Unfortunately we have to regret the entire loss of the fifty-two dramas, of various kinds, (eighteen histories, twenty-one pieces from modern story and novels, seven comedies, and six morals,) which, in twelve years from 1568-80, were brought out by the several companies of players in the service of the Queen or wealthy nobles for the entertainment of Elizabeth. In order, therefore, in some

measure to indicate the character of the period before Shakspeare's arrival in London, (1586,) and particularly the form and substance of the national drama at that date, I shall select two pieces which, it is true, were in all likelihood written many years later, but which (as appears to me no less likely) were composed altogether in the spirit and taste of a period in which the steps of art were too feeble and tottering to advance with the mighty strides which the talents of a Greene, a Marlow, and a Shakspeare subsequently enabled it to take. I allude to the "Jeronimo," with its second part, "The Spanish Tragedy," and to "Grimm, the Collier of Croydon." The former, which dates about 1588, may be regarded as the model after which, before the appearance of Shakspeare and his older and more celebrated contemporaries, tragedy was usually composed to meet the popular taste; while in "Grimm, the Collier of Croydon," we have, on the other hand, the model of comedy for the corresponding period. Although the author of the latter piece is unknown, and its date quite uncertain, yet to judge from exter-, nal evidence (Collier, iii. 26) it cannot have been much later than the "Jeronimo," and is perfectly available for my purpose.
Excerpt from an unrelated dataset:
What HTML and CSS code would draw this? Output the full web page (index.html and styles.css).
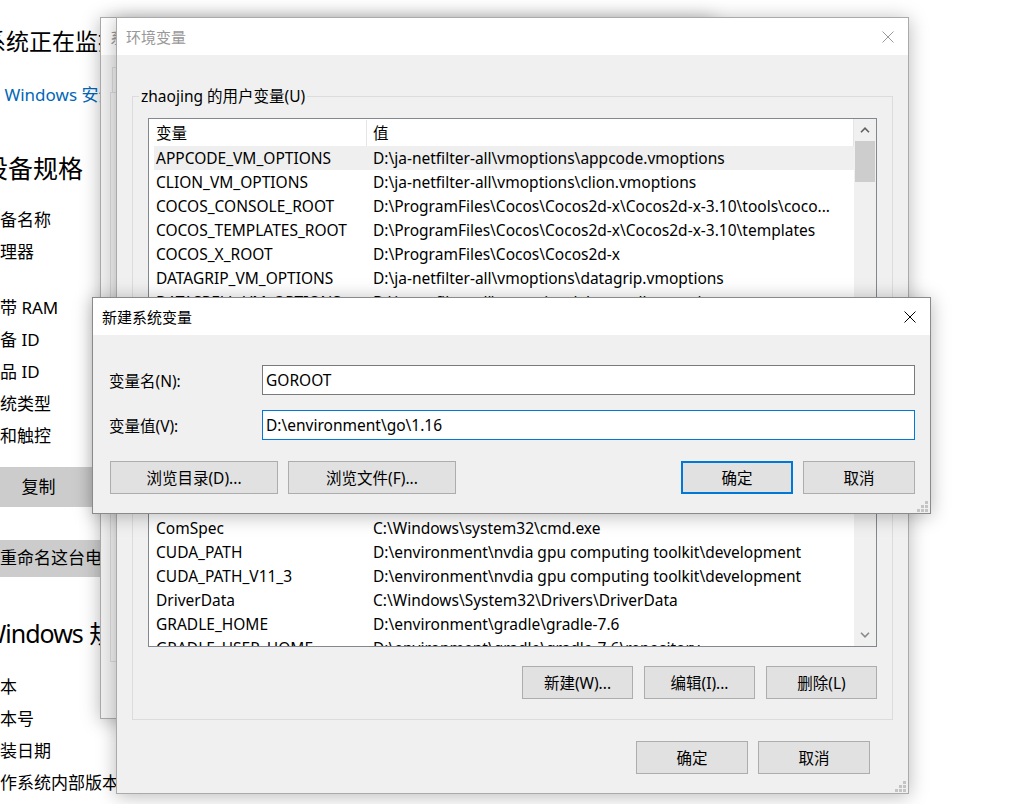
FILE: index.html
```html
<!DOCTYPE html>
<html lang="zh-CN">
<head>
    <meta charset="UTF-8">
    <meta name="viewport" content="width=device-width, initial-scale=1.0">
    <title>环境变量</title>
    <link rel="stylesheet" href="styles.css">
</head>
<body>
    <!-- 背景：设置 - 关于 -->
    <div class="about">
        <p class="about-tip">系统正在监控并保护你的电脑。</p>
        <a class="about-link" href="javascript:;">在 Windows 安全中心中查看详细信息</a>
        <h2 class="about-title">设备规格</h2>
        <ul class="spec-list">
            <li>设备名称</li>
            <li class="two-line">处理器</li>
            <li>机带 RAM</li>
            <li>设备 ID</li>
            <li>产品 ID</li>
            <li>系统类型</li>
            <li>笔和触控</li>
        </ul>
        <div class="about-btn">复制</div>
        <div class="about-bar">重命名这台电脑</div>
        <h2 class="about-title second"><span class="latin">Windows</span> 规格</h2>
        <ul class="spec-list second">
            <li>版本</li>
            <li>版本号</li>
            <li>安装日期</li>
            <li>操作系统内部版本</li>
        </ul>
    </div>

    <!-- 系统属性（最底层） -->
    <div class="win win-sys">
        <div class="win-title inactive"><span>系统属性</span></div>
        <div class="win-body sys-body">
            <div class="sys-tab"></div>
            <div class="sys-panel"></div>
        </div>
    </div>

    <!-- 环境变量 -->
    <div class="win win-env">
        <div class="win-title inactive">
            <span>环境变量</span>
            <svg class="win-close" viewBox="0 0 12 12"><path d="M0.5 0.5L11.5 11.5M11.5 0.5L0.5 11.5" stroke="currentColor" stroke-width="1"/></svg>
        </div>
        <div class="win-body env-body">
            <div class="group">
                <span class="group-label">zhaojing 的用户变量(U)</span>
                <div class="var-list">
                    <div class="var-main">
                        <div class="var-head"><span class="col-name">变量</span><span class="col-value">值</span></div>
                        <div class="var-row selected"><span>APPCODE_VM_OPTIONS</span><span>D:\ja-netfilter-all\vmoptions\appcode.vmoptions</span></div>
                        <div class="var-row"><span>CLION_VM_OPTIONS</span><span>D:\ja-netfilter-all\vmoptions\clion.vmoptions</span></div>
                        <div class="var-row"><span>COCOS_CONSOLE_ROOT</span><span>D:\ProgramFiles\Cocos\Cocos2d-x\Cocos2d-x-3.10\tools\coco...</span></div>
                        <div class="var-row"><span>COCOS_TEMPLATES_ROOT</span><span>D:\ProgramFiles\Cocos\Cocos2d-x\Cocos2d-x-3.10\templates</span></div>
                        <div class="var-row"><span>COCOS_X_ROOT</span><span>D:\ProgramFiles\Cocos\Cocos2d-x</span></div>
                        <div class="var-row"><span>DATAGRIP_VM_OPTIONS</span><span>D:\ja-netfilter-all\vmoptions\datagrip.vmoptions</span></div>
                        <div class="var-row"><span>DATASPELL_VM_OPTIONS</span><span>D:\ja-netfilter-all\vmoptions\dataspell.vmoptions</span></div>
                        <div class="var-row"><span>DEVECOSTUDIO_VM_OPTIONS</span><span>D:\ja-netfilter-all\vmoptions\devecostudio.vmoptions</span></div>
                        <div class="var-row"><span>GATEWAY_VM_OPTIONS</span><span>D:\ja-netfilter-all\vmoptions\gateway.vmoptions</span></div>
                        <div class="var-row"><span>GOLAND_VM_OPTIONS</span><span>D:\ja-netfilter-all\vmoptions\goland.vmoptions</span></div>
                        <div class="var-row"><span>IDEA_VM_OPTIONS</span><span>D:\ja-netfilter-all\vmoptions\idea.vmoptions</span></div>
                        <div class="var-row"><span>JETBRAINSCLIENT_VM_OPTIONS</span><span>D:\ja-netfilter-all\vmoptions\jetbrainsclient.vmoptions</span></div>
                        <div class="var-row"><span>OneDrive</span><span>C:\Users\zhaojing\OneDrive</span></div>
                        <div class="var-row"><span>Path</span><span>C:\Users\zhaojing\AppData\Local\Microsoft\WindowsApps</span></div>
                        <div class="var-row"><span>TEMP</span><span>C:\Users\zhaojing\AppData\Local\Temp</span></div>
                        <div class="var-row gap"><span>ComSpec</span><span>C:\Windows\system32\cmd.exe</span></div>
                        <div class="var-row"><span>CUDA_PATH</span><span>D:\environment\nvdia gpu computing toolkit\development</span></div>
                        <div class="var-row"><span>CUDA_PATH_V11_3</span><span>D:\environment\nvdia gpu computing toolkit\development</span></div>
                        <div class="var-row"><span>DriverData</span><span>C:\Windows\System32\Drivers\DriverData</span></div>
                        <div class="var-row"><span>GRADLE_HOME</span><span>D:\environment\gradle\gradle-7.6</span></div>
                        <div class="var-row"><span>GRADLE_USER_HOME</span><span>D:\environment\gradle\gradle-7.6\repository</span></div>
                    </div>
                    <div class="scrollbar">
                        <div class="arrow">
                            <svg width="10" height="6" viewBox="0 0 10 6"><path d="M1 5.2L5 1.2L9 5.2" fill="none" stroke="#606060" stroke-width="1.6"/></svg>
                        </div>
                        <div class="thumb"></div>
                        <div class="track"></div>
                        <div class="arrow">
                            <svg width="10" height="6" viewBox="0 0 10 6"><path d="M1 0.8L5 4.8L9 0.8" fill="none" stroke="#8a8a8a" stroke-width="1.6"/></svg>
                        </div>
                    </div>
                </div>
                <div class="btn-row">
                    <button>新建(W)...</button>
                    <button>编辑(I)...</button>
                    <button>删除(L)</button>
                </div>
            </div>
            <div class="btn-row env-foot">
                <button class="wide-112">确定</button>
                <button class="wide-112">取消</button>
            </div>
        </div>
        <svg class="grip" viewBox="0 0 11 11"><path d="M8 0h3v3H8zM4 4h3v3H4zM8 4h3v3H8zM0 8h3v3H0zM4 8h3v3H4zM8 8h3v3H8z" fill="#c4c4c4"/></svg>
    </div>

    <!-- 新建系统变量 -->
    <div class="win win-new">
        <div class="win-title">
            <span>新建系统变量</span>
            <svg class="win-close" viewBox="0 0 12 12"><path d="M0.5 0.5L11.5 11.5M11.5 0.5L0.5 11.5" stroke="currentColor" stroke-width="1"/></svg>
        </div>
        <div class="win-body new-body">
            <div class="field-grid">
                <label for="var-name">变量名(N):</label>
                <input id="var-name" class="field" type="text" value="GOROOT" readonly>
                <label for="var-value">变量值(V):</label>
                <input id="var-value" class="field focus" type="text" value="D:\environment\go\1.16" readonly>
            </div>
            <div class="btn-row new-btns">
                <button class="wide">浏览目录(D)...</button>
                <button class="wide">浏览文件(F)...</button>
                <span class="spacer"></span>
                <button class="wide-112 default">确定</button>
                <button class="wide-112">取消</button>
            </div>
        </div>
        <svg class="grip" viewBox="0 0 11 11"><path d="M8 0h3v3H8zM4 4h3v3H4zM8 4h3v3H8zM0 8h3v3H0zM4 8h3v3H4zM8 8h3v3H8z" fill="#c4c4c4"/></svg>
    </div>
</body>
</html>
```

FILE: styles.css
```css
*{
    margin: 0;
    padding: 0;
    box-sizing: border-box;
}
ul,li{
    list-style: none;
}
body{
    position: relative;
    width: 1036px;
    height: 804px;
    overflow: hidden;
    background: #fff;
    color: #000;
    font-family: "Noto Sans", "Noto Sans CJK SC", sans-serif;
}

/* 设置页（被窗口挡住左边一截） */
.about{
    margin-left: -17px;
    padding-top: 25px;
    white-space: nowrap;
}
.about-tip{
    font-size: 23px;
    line-height: 32px;
}
.about-link{
    display: block;
    margin-top: 26px;
    font-size: 17px;
    line-height: 24px;
    color: #0067b8;
    text-decoration: none;
}
.about-title{
    margin-top: 43px;
    font-size: 25px;
    line-height: 36px;
    font-weight: normal;
}
.about-title.second{
    margin-top: 38px;
}
.about-title .latin{
    letter-spacing: -1px;
}
.spec-list{
    margin-top: 18px;
    font-size: 17px;
    line-height: 32px;
}
.spec-list.second{
    margin-top: 20px;
}
.spec-list .two-line{
    height: 56px;
}
.about-btn{
    width: 111px;
    height: 40px;
    margin-top: 15px;
    line-height: 40px;
    text-align: center;
    font-size: 17px;
    background: #ccc;
}
.about-bar{
    width: 300px;
    height: 37px;
    margin-top: 33px;
    padding-left: 17px;
    line-height: 35px;
    font-size: 17px;
    background: #ccc;
}

/* 窗口通用 */
.win{
    position: absolute;
    display: flex;
    flex-direction: column;
    background: #f0f0f0;
    border: 1px solid #aaa;
    box-shadow: 0 2px 18px rgba(0,0,0,0.28);
}
.win-title{
    flex: none;
    display: flex;
    align-items: center;
    justify-content: space-between;
    height: 37px;
    padding: 0 14px 0 9px;
    background: #fff;
    font-size: 15px;
}
.win-title.inactive{
    color: #999;
}
.win-close{
    width: 12px;
    height: 12px;
}
.win-body{
    flex: 1;
}
.grip{
    position: absolute;
    right: 2px;
    bottom: 1px;
    width: 11px;
    height: 11px;
}
button{
    width: 111px;
    height: 33px;
    font-family: inherit;
    font-size: 15.5px;
    color: #000;
    background: #e1e1e1;
    border: 1px solid #adadad;
}
button.wide-112{
    width: 112px;
}
button.wide{
    width: 168px;
}
button.default{
    border: 2px solid #0078d7;
}
.btn-row{
    display: flex;
    justify-content: flex-end;
    gap: 11px;
}

/* 系统属性 */
.win-sys{
    left: 100px;
    top: 17px;
    width: 614px;
    height: 702px;
}
.sys-body{
    padding: 12px 0 0 9px;
}
.sys-tab{
    width: 90px;
    height: 25px;
    margin-left: 2px;
    border: 1px solid #d9d9d9;
    border-bottom: none;
}
.sys-panel{
    width: 592px;
    height: 570px;
    border: 1px solid #d9d9d9;
}

/* 环境变量 */
.win-env{
    left: 116px;
    top: 17px;
    width: 793px;
    height: 777px;
}
.env-body{
    padding: 41px 15px 0;
}
.group{
    border: 1px solid #dcdcdc;
    padding: 0 15px 20px;
}
.group-label{
    display: block;
    width: fit-content;
    margin: -12px 0 11px -9px;
    padding: 0 2px;
    line-height: 22px;
    font-size: 15.5px;
    background: #f0f0f0;
}
.var-list{
    display: flex;
    height: 529px;
    margin-bottom: 19px;
    border: 1px solid #828790;
    background: #fff;
    overflow: hidden;
    font-size: 15.5px;
}
.var-main{
    flex: 1;
    overflow: hidden;
}
.var-head{
    display: flex;
    align-items: center;
    height: 27px;
    padding-left: 5px;
    border-right: 1px solid #e5e5e5;
}
.var-head .col-name{
    width: 213px;
    padding-left: 2px;
    line-height: 26px;
    border-right: 1px solid #e5e5e5;
}
.var-head .col-value{
    padding-left: 6px;
}
.var-row{
    display: grid;
    grid-template-columns: 213px 1fr;
    height: 24px;
    margin-left: 5px;
    line-height: 24px;
    white-space: nowrap;
    overflow: hidden;
}
.var-row span:first-child{
    padding-left: 2px;
}
.var-row span:last-child{
    padding-left: 6px;
}
.var-row.selected{
    background: #efefef;
}
.var-row.gap{
    margin-top: 10px;
}
.scrollbar{
    flex: none;
    display: flex;
    flex-direction: column;
    align-items: center;
    width: 22px;
    background: #f0f0f0;
}
.scrollbar .arrow{
    display: flex;
    align-items: center;
    justify-content: center;
    width: 22px;
    height: 22px;
}
.scrollbar .thumb{
    width: 20px;
    height: 41px;
    background: #cdcdcd;
}
.scrollbar .track{
    flex: 1;
}
.env-foot{
    gap: 10px;
    margin: 21px 23px 0 0;
}

/* 新建系统变量 */
.win-new{
    left: 92px;
    top: 297px;
    width: 839px;
    height: 217px;
    border-color: #8a8a8a;
}
.new-body{
    padding: 30px 15px 0 16px;
}
.field-grid{
    display: grid;
    grid-template-columns: 153px 1fr;
    grid-template-rows: 30px 30px;
    row-gap: 15px;
    align-items: center;
    font-size: 15.5px;
}
.field{
    height: 30px;
    padding: 0 3px;
    font-family: inherit;
    font-size: 15.5px;
    color: #000;
    background: #fff;
    border: 1px solid #7a7a7a;
    outline: none;
}
.field.focus{
    border-color: #0078d7;
}
.new-btns{
    gap: 10px;
    margin: 21px 0 0 1px;
}
.new-btns .spacer{
    flex: 1;
}
```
Schlegel's criticism of the "Jeronimo" is as excellent in itself as it is strikingly complete for our purpose.-"This piece is, in truth, replete with bad taste. The writer has ventured on the description of the most forcible situations and passions without any mistrust of his own powers, and the catastrophe especially, which in horror surpasses all conception, is so absurdly brought about as to produce a ridiculous rather than a mournful impression. The whole resembles a child's drawing, scrawled with an unsteady hand, and observing no proportion. With much bombast, however, the dialogue yet possesses a natural, not to say familiar, tone; and in the succession of scenes, a light movement is discernible, which, in some degree, accounts for the general favour with which this unfinished and imperfect work was received." I will only add that, in my judgment, the thoughts, language, and characters, are not without a degree of spirit and force, and are occasionally bold and original. As to "Grimm, the Collier of Croydon," Schlegel does not enter into details. When, however, he joins it with "George a Green, the Pinner of Wakefield," and expresses his opinion that both are not without merit, &c., he appears to me to overrate its

merits. In my opinion it stands in the domain of comedy exactly on the same line that the "Jeronimo" does in tragedy, whereas the "Pinner of Wakefield" holds a far higher place. It is in equally bad taste with "Jeronimo," equally irregular in structure, and abounds in coarseness and vulgarity, which in comedy are the exact counterpart to the bombast of serious dialogue. As, however, according to the statements of English critics, this piece was reprinted as lately as 1600, in an edition now lost, it would seem to have long retained a place in the popular favour.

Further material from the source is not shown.